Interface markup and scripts
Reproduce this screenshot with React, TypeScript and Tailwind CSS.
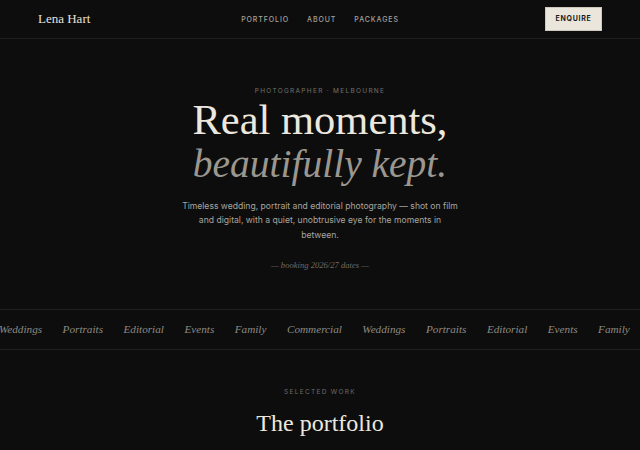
import React from "react";

const serif = { fontFamily: '"Liberation Serif", "DejaVu Serif", serif' };

export default function App() {
  const items = ["Weddings", "Portraits", "Editorial", "Events", "Family", "Commercial"];
  const all = [...items, ...items];
  return (
    <div className="min-h-[450px] w-full bg-[#0d0d0d] text-[#e9e5dc] overflow-hidden font-['Inter',sans-serif]">
      <header className="flex h-[39px] items-center justify-between border-b border-[#1f1f1f] pl-[38px] pr-[38px]">
        <div className="w-[120px] text-[13px] text-[#e6e2da]" style={serif}>Lena Hart</div>
        <nav className="mt-[2px] flex gap-[18px] text-[7px] font-medium tracking-[0.13em] text-[#a6a29b]">
          <span>PORTFOLIO</span>
          <span>ABOUT</span>
          <span>PACKAGES</span>
        </nav>
        <div className="flex w-[120px] justify-end">
          <button className="h-[24px] w-[57px] border border-[#cfc9bd] bg-[#ebe6dc] text-[7px] font-bold tracking-[0.1em] text-[#1a1a1a]">
            ENQUIRE
          </button>
        </div>
      </header>

      <section className="flex flex-col items-center pt-[48px]">
        <div className="text-[6.5px] tracking-[0.2em] text-[#75726c]">PHOTOGRAPHER · MELBOURNE</div>
        <h1 className="mt-[0px] text-center leading-[45px] text-[#ece8df]" style={serif}>
          <span className="block text-[42.5px]">Real moments,</span>
          <em className="block text-[39.5px] text-[#9b978f]">beautifully kept.</em>
        </h1>
        <p className="mt-[12px] w-[278px] text-center text-[8.6px] leading-[14.5px] text-[#a8a59f]">
          Timeless wedding, portrait and editorial photography — shot on film and digital, with a quiet, unobtrusive eye for the moments in between.
        </p>
        <div className="mt-[17px] text-[8.6px] italic text-[#6f6b65]" style={serif}>— booking 2026/27 dates —</div>
      </section>

      <div className="mt-[37px] flex h-[41px] items-center overflow-hidden border-y border-[#1f1f1f]">
        <div className="ml-[-1px] flex shrink-0 gap-[20.5px] whitespace-nowrap text-[11.2px] italic text-[#8e8a83]" style={serif}>
          {all.map((t, i) => (
            <span key={i}>{t}</span>
          ))}
        </div>
      </div>

      <section className="flex flex-col items-center pt-[38px]">
        <div className="text-[6.5px] tracking-[0.2em] text-[#6f6b65]">SELECTED WORK</div>
        <h2 className="mt-[10px] text-[24px] leading-[30px] text-[#ece8df]" style={serif}>The portfolio</h2>
      </section>
    </div>
  );
}
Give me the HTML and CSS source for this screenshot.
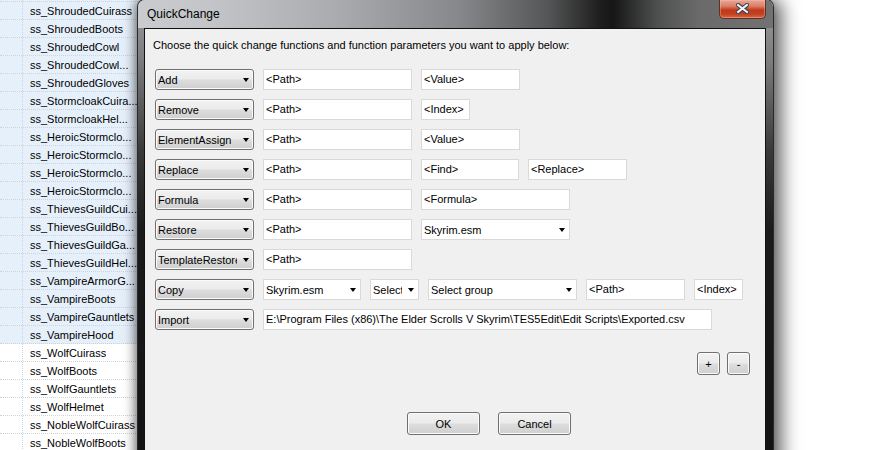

#### The problem
Repeat the entries exactly and keep the pictures out of the copy.

#### Solution to the exercise
Reproduce this screenshot with React, TypeScript and Tailwind CSS.
import React from "react";

const serif = { fontFamily: '"Liberation Serif", "DejaVu Serif", serif' };

export default function App() {
  const items = ["Weddings", "Portraits", "Editorial", "Events", "Family", "Commercial"];
  const all = [...items, ...items];
  return (
    <div className="min-h-[450px] w-full bg-[#0d0d0d] text-[#e9e5dc] overflow-hidden font-['Inter',sans-serif]">
      <header className="flex h-[39px] items-center justify-between border-b border-[#1f1f1f] pl-[38px] pr-[38px]">
        <div className="w-[120px] text-[13px] text-[#e6e2da]" style={serif}>Lena Hart</div>
        <nav className="mt-[2px] flex gap-[18px] text-[7px] font-medium tracking-[0.13em] text-[#a6a29b]">
          <span>PORTFOLIO</span>
          <span>ABOUT</span>
          <span>PACKAGES</span>
        </nav>
        <div className="flex w-[120px] justify-end">
          <button className="h-[24px] w-[57px] border border-[#cfc9bd] bg-[#ebe6dc] text-[7px] font-bold tracking-[0.1em] text-[#1a1a1a]">
            ENQUIRE
          </button>
        </div>
      </header>

      <section className="flex flex-col items-center pt-[48px]">
        <div className="text-[6.5px] tracking-[0.2em] text-[#75726c]">PHOTOGRAPHER · MELBOURNE</div>
        <h1 className="mt-[0px] text-center leading-[45px] text-[#ece8df]" style={serif}>
          <span className="block text-[42.5px]">Real moments,</span>
          <em className="block text-[39.5px] text-[#9b978f]">beautifully kept.</em>
        </h1>
        <p className="mt-[12px] w-[278px] text-center text-[8.6px] leading-[14.5px] text-[#a8a59f]">
          Timeless wedding, portrait and editorial photography — shot on film and digital, with a quiet, unobtrusive eye for the moments in between.
        </p>
        <div className="mt-[17px] text-[8.6px] italic text-[#6f6b65]" style={serif}>— booking 2026/27 dates —</div>
      </section>

      <div className="mt-[37px] flex h-[41px] items-center overflow-hidden border-y border-[#1f1f1f]">
        <div className="ml-[-1px] flex shrink-0 gap-[20.5px] whitespace-nowrap text-[11.2px] italic text-[#8e8a83]" style={serif}>
          {all.map((t, i) => (
            <span key={i}>{t}</span>
          ))}
        </div>
      </div>

      <section className="flex flex-col items-center pt-[38px]">
        <div className="text-[6.5px] tracking-[0.2em] text-[#6f6b65]">SELECTED WORK</div>
        <h2 className="mt-[10px] text-[24px] leading-[30px] text-[#ece8df]" style={serif}>The portfolio</h2>
      </section>
    </div>
  );
}
Give me the HTML and CSS source for this screenshot.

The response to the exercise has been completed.